The reason for the sudden change of view I will enjoy from my dresser is that the owner of my current apartment suddenly decided the dark structure in which I’ve been sheltering the past almost five years somehow qualifies to be sold on the open market.

Thus, the end of my life in Lane 55 Number 15 is officially coming to a close. And this time it’s not just my own whimsical and implausible predictions that I will roll up my bedding and start walking. It is really happening.

Maybe it will be a good test run. Maybe I won’t even unpack my boxes in the new apartment. Maybe I’ll just throw my mattress on the living room floor, and from sheer wilfulness wash in the kitchen. Maybe I will make myself deliberately so miserable that I’ll be fleeing the country before the end of the year.

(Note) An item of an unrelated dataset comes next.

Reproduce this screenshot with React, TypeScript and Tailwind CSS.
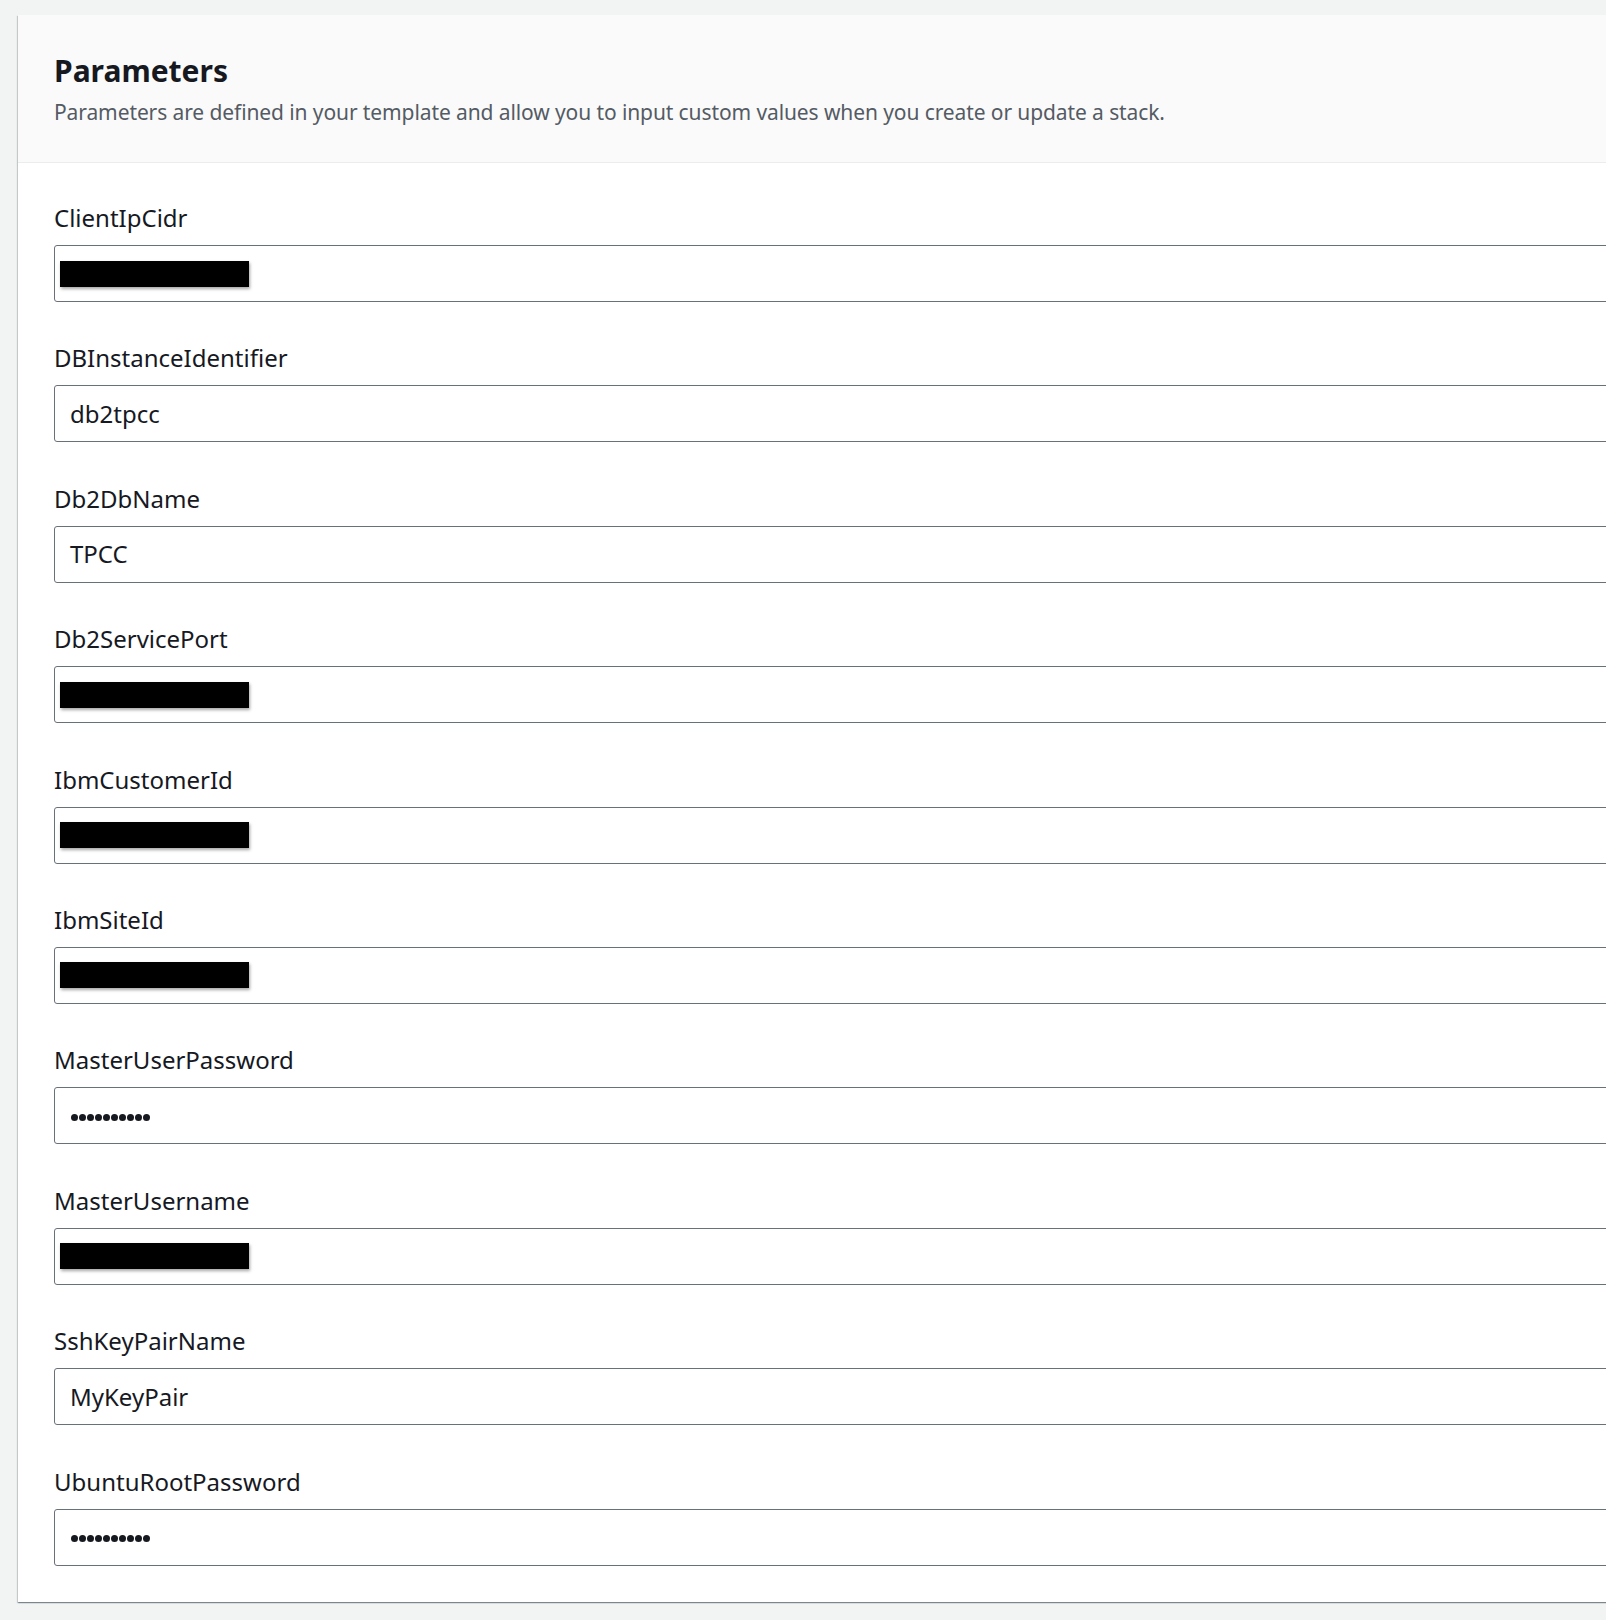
const params: { name: string; value?: string; redacted?: boolean; secret?: boolean }[] = [
  { name: "ClientIpCidr", redacted: true },
  { name: "DBInstanceIdentifier", value: "db2tpcc" },
  { name: "Db2DbName", value: "TPCC" },
  { name: "Db2ServicePort", redacted: true },
  { name: "IbmCustomerId", redacted: true },
  { name: "IbmSiteId", redacted: true },
  { name: "MasterUserPassword", secret: true },
  { name: "MasterUsername", redacted: true },
  { name: "SshKeyPairName", value: "MyKeyPair" },
  { name: "UbuntuRootPassword", secret: true },
];

const dots = Array.from({ length: 10 }, (_, i) => i);

function Field({ p }: { p: (typeof params)[number] }) {
  return (
    <div>
      <label className="block text-[24px] leading-[30px] text-[#16191f]">{p.name}</label>
      <div className="mt-[12px] flex h-[57px] items-center rounded-[3px] border border-[#687078] bg-white">
        {p.redacted && (
          <div className="ml-[5px] h-[26px] w-[189px] bg-black shadow-[1px_2px_3px_rgba(0,0,0,0.35)]" />
        )}
        {p.value && (
          <span className="pl-[15px] text-[24px] leading-[30px] text-[#16191f]">{p.value}</span>
        )}
        {p.secret && (
          // masked password
          <span className="ml-[16px] mt-[3px] flex gap-[1.2px]" aria-label="password">
            {dots.map((i) => (
              <span key={i} className="h-[6.8px] w-[6.8px] rounded-full bg-[#16191f]" />
            ))}
          </span>
        )}
      </div>
    </div>
  );
}

export default function App() {
  return (
    <div className="min-h-[1620px] w-full overflow-hidden bg-[#f2f3f3] pl-[18px] pt-[15px] font-['Noto_Sans',sans-serif]">
      <section className="w-[1700px] bg-white shadow-[0_1px_1px_0_rgba(0,28,36,0.3),1px_1px_1px_0_rgba(0,28,36,0.15),-1px_1px_1px_0_rgba(0,28,36,0.15)]">
        <div className="border-b border-[#eaeded] bg-[#fafafa] pb-[35px] pl-[36px] pt-[36px]">
          <h2 className="text-[30px] font-bold leading-[40px] text-[#16191f]">Parameters</h2>
          <p className="mt-[6px] text-[21px] leading-[30px] tracking-[-0.1px] text-[#545b64]">
            Parameters are defined in your template and allow you to input custom values when you create or update a stack.
          </p>
        </div>
        <div className="flex flex-col gap-[41.4px] pb-[36px] pl-[36px] pt-[40px]">
          {params.map((p) => (
            <Field key={p.name} p={p} />
          ))}
        </div>
      </section>
    </div>
  );
}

But wait a minute … If I sleep in the living room and cook soup in the spare room on a gas stove, I will likely forget to shave, too. Which means I will start looking so bad that I will probably be asked not to show my face at work anymore. Which means I can spend all day between crumpled bedding on my mattress writing poetry! I’ll eat beans from a can while watching the sun go down – in the distance, where other people live who also sometimes talk of going home. Then, when the sun has set, I will pull my fingers through my bushy beard, put the empty can on the windowsill with all the other empty cans, and in the half-light feel around for my box of green tea on the living room floor.

So many houses, so many stories. So much time, so many possibilities. So many dreams, so much hope. So much that I will never achieve. So much beauty in life that can only be viewed from afar.